■ Exercise goal ■
Select the lines below containing the word "index".

■ Raw data ■
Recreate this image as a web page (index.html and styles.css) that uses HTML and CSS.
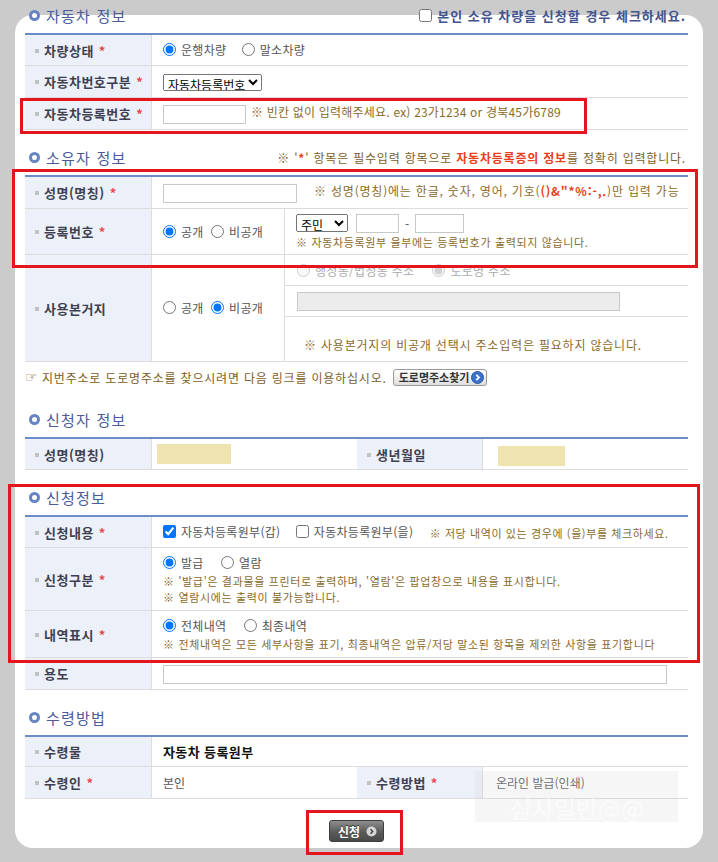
FILE: index.html
```html
<!DOCTYPE html>
<html lang="ko">
<head>
    <meta charset="UTF-8">
    <meta name="viewport" content="width=device-width, initial-scale=1.0">
    <title>자동차 등록원부 발급 신청</title>
    <link rel="stylesheet" href="styles.css">
</head>
<body>
    <div class="panel">
        <!-- 자동차 정보 -->
        <div class="sec-title first">
            <h2><i class="dot"></i>자동차 정보</h2>
            <label class="self-chk"><input type="checkbox">본인 소유 차량을 신청할 경우 체크하세요.</label>
        </div>
        <table class="form">
            <colgroup><col class="c-lb"><col></colgroup>
            <tr class="h31">
                <th>차량상태<em>*</em></th>
                <td>
                    <label class="opt"><input type="radio" name="carState" checked>운행차량</label>
                    <label class="opt"><input type="radio" name="carState">말소차량</label>
                </td>
            </tr>
            <tr class="h32">
                <th>자동차번호구분<em>*</em></th>
                <td><select class="sel-kind"><option>자동차등록번호</option></select></td>
            </tr>
            <tr class="h32">
                <th>자동차등록번호<em>*</em></th>
                <td><input type="text" class="txt w-carno"><span class="hint ml5 narrow">※ 빈칸 없이 입력해주세요. ex) 23가1234 or 경북45가6789</span></td>
            </tr>
        </table>

        <!-- 소유자 정보 -->
        <div class="sec-title">
            <h2><i class="dot"></i>소유자 정보</h2>
            <p class="req-note">※ '<b class="red">*</b>' 항목은 필수입력 항목으로 <b class="red">자동차등록증의 정보</b>를 정확히 입력합니다.</p>
        </div>
        <table class="form">
            <colgroup><col class="c-lb"><col class="c-open"><col></colgroup>
            <tr class="h32">
                <th>성명(명칭)<em>*</em></th>
                <td colspan="2"><input type="text" class="txt w-name"><span class="hint ml17">※ 성명(명칭)에는 한글, 숫자, 영어, 기호(<b class="red">()&amp;"*%:-,.</b>)만 입력 가능</span></td>
            </tr>
            <tr class="h46">
                <th>등록번호<em>*</em></th>
                <td class="bd-r">
                    <label class="opt tight"><input type="radio" name="regOpen" checked>공개</label>
                    <label class="opt"><input type="radio" name="regOpen">비공개</label>
                </td>
                <td class="top">
                    <div class="regno">
                        <select class="sel-jumin"><option>주민</option></select>
                        <input type="text" class="txt w-rn1">
                        <span class="dash">-</span>
                        <input type="text" class="txt w-rn2">
                    </div>
                    <p class="sm-note">※ 자동차등록원부 을부에는 등록번호가 출력되지 않습니다.</p>
                </td>
            </tr>
            <tr class="h107">
                <th>사용본거지</th>
                <td class="bd-r">
                    <label class="opt tight"><input type="radio" name="addrOpen">공개</label>
                    <label class="opt"><input type="radio" name="addrOpen" checked>비공개</label>
                </td>
                <td class="addr">
                    <div class="sub">
                        <label class="opt off"><input type="radio" name="addrType" disabled>행정동/법정동 주소</label>
                        <label class="opt off"><input type="radio" name="addrType" disabled checked>도로명 주소</label>
                    </div>
                    <div class="sub"><input type="text" class="txt w-addr" disabled></div>
                    <div class="sub last"><span class="hint">※ 사용본거지의 비공개 선택시 주소입력은 필요하지 않습니다.</span></div>
                </td>
            </tr>
        </table>
        <p class="link-note">
            <span class="hand">☞</span>지번주소로 도로명주소를 찾으시려면 다음 링크를 이용하십시오.
            <button class="btn-addr">도로명주소찾기<svg width="13" height="13" viewBox="0 0 13 13"><circle cx="6.5" cy="6.5" r="6" fill="#3d6fcc" stroke="#2c57a8"/><path d="M5.3 3.8 L8 6.5 L5.3 9.2" fill="none" stroke="#fff" stroke-width="1.8"/></svg></button>
        </p>

        <!-- 신청자 정보 -->
        <div class="sec-title sec3">
            <h2><i class="dot"></i>신청자 정보</h2>
        </div>
        <table class="form">
            <colgroup><col class="c-lb"><col class="c-val"><col class="c-lb2"><col></colgroup>
            <tr class="h31">
                <th>성명(명칭)</th>
                <td class="pl5"><span class="mask w74"></span></td>
                <th>생년월일</th>
                <td class="pl15"><span class="mask w67"></span></td>
            </tr>
        </table>

        <!-- 신청정보 -->
        <div class="sec-title">
            <h2><i class="dot"></i>신청정보</h2>
        </div>
        <table class="form">
            <colgroup><col class="c-lb"><col></colgroup>
            <tr class="h31">
                <th>신청내용<em>*</em></th>
                <td>
                    <label class="opt"><input type="checkbox" checked>자동차등록원부(갑)</label>
                    <label class="opt"><input type="checkbox">자동차등록원부(을)</label>
                    <span class="hint sm">※ 저당 내역이 있는 경우에 (을)부를 체크하세요.</span>
                </td>
            </tr>
            <tr class="h63">
                <th>신청구분<em>*</em></th>
                <td class="top pt6">
                    <label class="opt wide"><input type="radio" name="reqType" checked>발급</label>
                    <label class="opt"><input type="radio" name="reqType">열람</label>
                    <p class="sm-note">※ '발급'은 결과물을 프린터로 출력하며, '열람'은 팝업창으로 내용을 표시합니다.</p>
                    <p class="sm-note">※ 열람시에는 출력이 불가능합니다.</p>
                </td>
            </tr>
            <tr class="h47">
                <th>내역표시<em>*</em></th>
                <td class="top pt6">
                    <label class="opt wide"><input type="radio" name="histType" checked>전체내역</label>
                    <label class="opt"><input type="radio" name="histType">최종내역</label>
                    <p class="sm-note">※ 전체내역은 모든 세부사항을 표기, 최종내역은 압류/저당 말소된 항목을 제외한 사항을 표기합니다</p>
                </td>
            </tr>
            <tr class="h32">
                <th>용도</th>
                <td><input type="text" class="txt w-use"></td>
            </tr>
        </table>

        <!-- 수령방법 -->
        <div class="sec-title">
            <h2><i class="dot"></i>수령방법</h2>
        </div>
        <table class="form">
            <colgroup><col class="c-lb"><col class="c-val"><col class="c-lb2"><col></colgroup>
            <tr class="h30">
                <th>수령물</th>
                <td colspan="3" class="strong">자동차 등록원부</td>
            </tr>
            <tr class="h32">
                <th>수령인<em>*</em></th>
                <td>본인</td>
                <th>수령방법<em>*</em></th>
                <td class="pl13">온라인 발급(인쇄)</td>
            </tr>
        </table>

        <div class="btn-area">
            <button class="btn-submit">신청<svg width="11" height="11" viewBox="0 0 11 11"><circle cx="5.5" cy="5.5" r="5" fill="#d6d6d6"/><path d="M4.5 3.2 L6.7 5.5 L4.5 7.8" fill="none" stroke="#444" stroke-width="1.5"/></svg></button>
        </div>
    </div>

    <div class="watermark">심사일반@@</div>

    <div class="mark m1"></div>
    <div class="mark m2"></div>
    <div class="mark m3"></div>
    <div class="mark m4"></div>
</body>
</html>
```

FILE: styles.css
```css
* {
    box-sizing: border-box;
}

body {
    position: relative;
    margin: 0;
    height: 862px;
    overflow: hidden;
    background: #cbcbcb;
    font-family: "Noto Sans CJK KR", "Noto Sans", sans-serif;
    font-size: 12px;
    color: #555;
}

.panel {
    display: flow-root;
    width: 688px;
    margin: 15px 0 0 15px;
    padding: 0 15px 6px 10px;
    background: #fff;
    border-radius: 18px;
}

/* 섹션 제목 */
.sec-title {
    display: flex;
    align-items: center;
    justify-content: space-between;
    height: 22px;
    margin: 16px 0 7px;
}

.sec-title.first {
    margin-top: -11px;
}

.sec-title.sec3 {
    margin-top: 22px;
}

.sec-title h2 {
    display: flex;
    align-items: center;
    gap: 6px;
    margin: 0;
    padding-left: 4px;
    font-size: 15px;
    font-weight: normal;
    letter-spacing: 1.2px;
    color: #4b5b9b;
}

.dot {
    display: inline-block;
    width: 11px;
    height: 11px;
    border: 3px solid #6584c4;
    border-radius: 50%;
    background: #fff;
}

.self-chk {
    display: flex;
    align-items: center;
    padding-right: 2px;
    font-size: 13px;
    font-weight: bold;
    letter-spacing: 1px;
    color: #44548f;
}

.self-chk input {
    margin: 0 5px 0 0;
}

.req-note {
    margin: 0;
    padding-right: 2px;
    letter-spacing: 0.8px;
    color: #7d5d26;
}

.red {
    color: #e8401c;
}

/* 폼 테이블 */
.form {
    width: 100%;
    table-layout: fixed;
    border-collapse: separate;
    border-spacing: 0;
    border-top: 2px solid #6d8cc7;
}

.form col.c-lb { width: 127px; }
.form col.c-open { width: 133px; }
.form col.c-val { width: 205px; }
.form col.c-lb2 { width: 126px; }

.form th,
.form td {
    border-bottom: 1px solid #dcdcdc;
    vertical-align: middle;
    text-align: left;
    white-space: nowrap;
}

.form th {
    padding: 0 0 0 10px;
    background: #ecf1f9;
    border-right: 1px solid #dcdcdc;
    font-size: 13px;
    font-weight: bold;
    letter-spacing: 0.5px;
    color: #3f3f52;
}

.form th::before {
    content: "";
    display: inline-block;
    width: 4px;
    height: 4px;
    margin: 0 5px 2px 0;
    background: #c2c2c2;
    vertical-align: middle;
}

.form th em {
    margin-left: 5px;
    font-style: normal;
    color: #e8484f;
}

.form td {
    padding: 0 0 0 11px;
}

.form td.bd-r { border-right: 1px solid #dcdcdc; }
.form td.top { vertical-align: top; padding-top: 4px; }
.form td.pt6 { padding-top: 6px; }
.form td.pl5 { padding-left: 5px; }
.form td.pl13 { padding-left: 13px; }
.form td.pl15 { padding-left: 15px; }
.form td.strong { font-size: 13px; font-weight: bold; letter-spacing: 0.4px; color: #111; }

.h30 > * { height: 30px; }
.h31 > * { height: 31px; }
.h32 > * { height: 32px; }
.h46 > * { height: 46px; }
.h47 > * { height: 47px; }
.h63 > * { height: 63px; }
.h107 > * { height: 107px; }

/* 입력 요소 */
.opt {
    display: inline-flex;
    align-items: center;
    margin-right: 12px;
    letter-spacing: 0.3px;
    color: #555;
}

.opt.tight { margin-right: 4px; }
.opt.wide { margin-right: 14px; }
.opt.off { color: #aaa; margin-right: 18px; }

.opt input {
    margin: 0 5px 0 0;
}

.txt {
    height: 19px;
    padding: 0 3px;
    border: 1px solid #c8c8c8;
    font-size: 12px;
    vertical-align: middle;
}

.txt:disabled {
    background: #ececec;
}

.w-carno { width: 83px; }
.w-name { width: 134px; }
.w-rn1 { width: 43px; margin-left: 8px; }
.w-rn2 { width: 49px; }
.w-addr { width: 323px; }
.w-use { width: 504px; }

.sel-kind {
    width: 99px;
    height: 17px;
    padding: 0;
    font-size: 12px;
    font-family: inherit;
    vertical-align: middle;
}

.sel-jumin {
    width: 52px;
    height: 18px;
    padding: 0;
    font-size: 12px;
    font-family: inherit;
    vertical-align: middle;
}

.regno {
    display: flex;
    align-items: center;
    height: 20px;
}

.dash {
    margin: 0 6px;
}

.hint {
    letter-spacing: 0.8px;
    color: #8a6a2c;
}

.hint.narrow {
    letter-spacing: 0.2px;
}

.hint.sm {
    margin-left: 1px;
    font-size: 11px;
    letter-spacing: 0.6px;
}

.ml5 { margin-left: 5px; }
.ml17 { margin-left: 17px; }

.sm-note {
    margin: 2px 0 0;
    font-size: 11px;
    line-height: 14px;
    letter-spacing: 0.65px;
    color: #8a6a2c;
}

/* 사용본거지 주소 */
.form td.addr {
    padding: 0;
    vertical-align: top;
}

.sub {
    display: flex;
    align-items: center;
    height: 31px;
    padding-left: 12px;
    border-bottom: 1px solid #dcdcdc;
}

.sub.last {
    height: 44px;
    padding: 10px 0 0 19px;
    border-bottom: none;
}

.link-note {
    display: flex;
    align-items: center;
    height: 18px;
    margin: 6px 0 0;
    letter-spacing: 0.8px;
    color: #7d5d26;
}

.hand {
    width: 17px;
    font-family: "DejaVu Sans", sans-serif;
    font-size: 14px;
    color: #8a6a2c;
}

.btn-addr {
    display: inline-flex;
    align-items: center;
    gap: 2px;
    height: 17px;
    margin-left: 6px;
    padding: 0 2px 0 5px;
    border: 1px solid #999;
    border-radius: 3px;
    background: linear-gradient(#ffffff, #dedede);
    font-family: inherit;
    font-size: 11px;
    font-weight: bold;
    letter-spacing: 0;
    color: #333;
}

.mask {
    display: inline-block;
    height: 20px;
    background: #efe3b0;
    vertical-align: middle;
}

.w74 { width: 74px; }
.w67 { width: 67px; margin-top: 4px; }

/* 신청 버튼 */
.btn-area {
    padding: 21px 0 0;
    text-align: center;
}

.btn-submit {
    display: inline-flex;
    align-items: center;
    gap: 6px;
    height: 22px;
    padding: 0 6px 0 8px;
    border: 1px solid #3d3d3d;
    border-radius: 3px;
    background: linear-gradient(#8e8e8e, #5a5a5a 55%, #4a4a4a);
    font-family: inherit;
    font-size: 12px;
    font-weight: bold;
    color: #fff;
    text-shadow: 0 -1px 0 #333;
}

.watermark {
    position: absolute;
    left: 475px;
    top: 771px;
    width: 203px;
    height: 51px;
    padding-top: 24px;
    background: rgba(215, 215, 215, 0.22);
    font-size: 24px;
    line-height: 26px;
    text-align: center;
    color: rgba(255, 255, 255, 0.6);
}

/* 주석 표시 박스 */
.mark {
    position: absolute;
    border: 3px solid #e3161f;
}

.m1 { left: 20px; top: 98px; width: 567px; height: 36px; }
.m2 { left: 12px; top: 169px; width: 686px; height: 99px; }
.m3 { left: 8px; top: 484px; width: 692px; height: 179px; }
.m4 { left: 306px; top: 810px; width: 97px; height: 45px; }
```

■ Reply ■
Recreate this image as a web page (index.html and styles.css) that uses HTML and CSS.
FILE: index.html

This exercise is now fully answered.